We spent the Easter break camping at Castlemaine, an historical town in the area where gold fever was prominent in the formative years of Australia. This region is full of lovely old architecture and there are also some great markets to be visited.  I really like the Wesley Hill Market as it has a great range of fruit & veg, preserves and also a great eclectic assortment of crafts, preloved goods and it generally has a nice buzz to it. I picked up these,

Wesley Hill Farmers Market

The Splitters Creek olive oil I bought last time we were there was beautiful, didn’t even taste test this time, hope it’s still up to the mark! Tried to find a link but sadly they don’t seem to have any web presence.

The two other bottles are a Persian style pickle and some garlic which has been pickled using date vinegar. No idea what will I will do with them but it seemed like a good idea at the time!

Before we left I had made dumplings from scratch.
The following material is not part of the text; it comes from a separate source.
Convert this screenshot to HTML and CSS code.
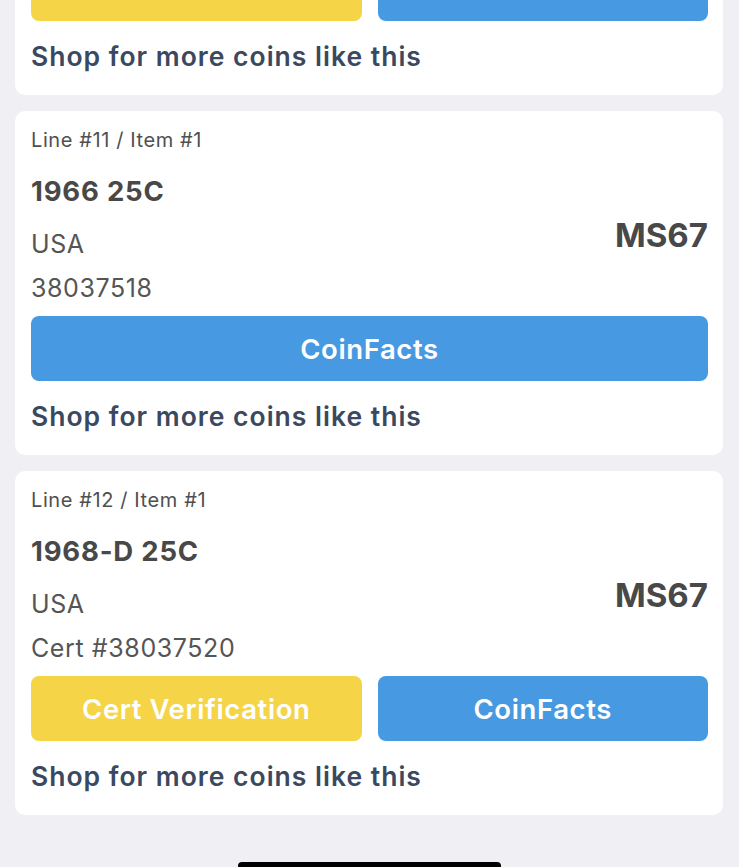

Had never made the wrappers before and they were a great success. Won’t stress over that again, just takes a bit of time to roll the dough out.

Dumpling wrappers

The left over dumpling filling of pork, ginger, zucchini, spring onion and sesame oil made nice little meatballs to go with our always favoured camping breakfasts. This breaky was sourdough toast (Celia’s starter of course!), poached egg, dumpling stuffing meatballs and grilled tomato served with tomato pickles and a really strong brew of tea.

Camping breakfast

Now to make a cuppa and take a peek at what’s in everyone else’s kitchen this month!